Otherwise, keep the gain down, faders up, and live with the noise penalty afterwards I suppose.


 
Your A/D converters could be calibrated for huge levels, perhaps something like +24dBV=0dBFS. You can recalibrate the converters so that +18dBV is full scale and I bet your problems will disappear.

Also, beyond the converter calibration, there is little point in driving the daylights out of a converter. After about +10dBV, most op amp electronics start to distort more noticeably. With converters calibrated to +18dBV = 0dBFS, then you will have 10dB peak headroom at +8 levels, which are still somewhat near the sweet spot for op amp circuits - away from the noise, but away from their "extra distortion" zone.
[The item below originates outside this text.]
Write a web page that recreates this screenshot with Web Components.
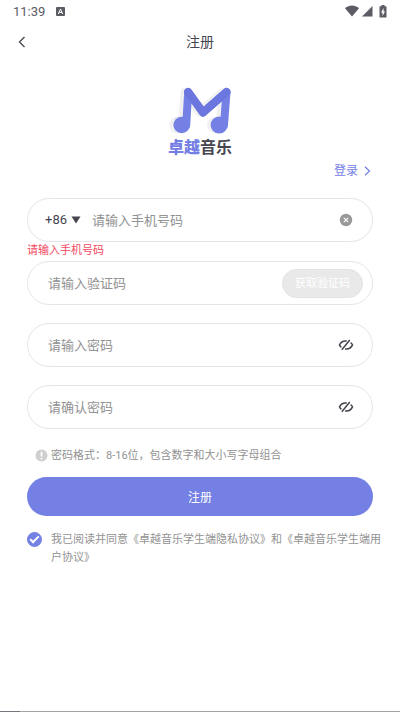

Another thing to keep in mind is that back in the days of tape, average levels were +4dBu, not +10 to 15dBu. So, running a signal into an 1176 straight to tape for example, the 1176 did not have to push +20-24dBV peak. Some older (classic) gear will not sound right if it has to drive the very last bit of a converter calibrated to +24dBV = 0dBFS. You can run the converter a little quieter, skip modulating all of the available bits, and things will sound better. The price is extra noise, which will always be dominated by your microphone amps at any sane recording levels.
 
Sounds like an XY Problem to me.

You really need to analyze the noise performance of the system and study the gain structure and understand where you're clipping and why. My guess is that it's actually not the inputs or your noise is high because of another issue entirely.

TL071/2 is a perfectly good op amp. Changing everything to OPA2132 might give you a few dB in noise improvement but it's equally possible that it would actually increase noise because of the increase of current and lack of adequate bypass capacitance.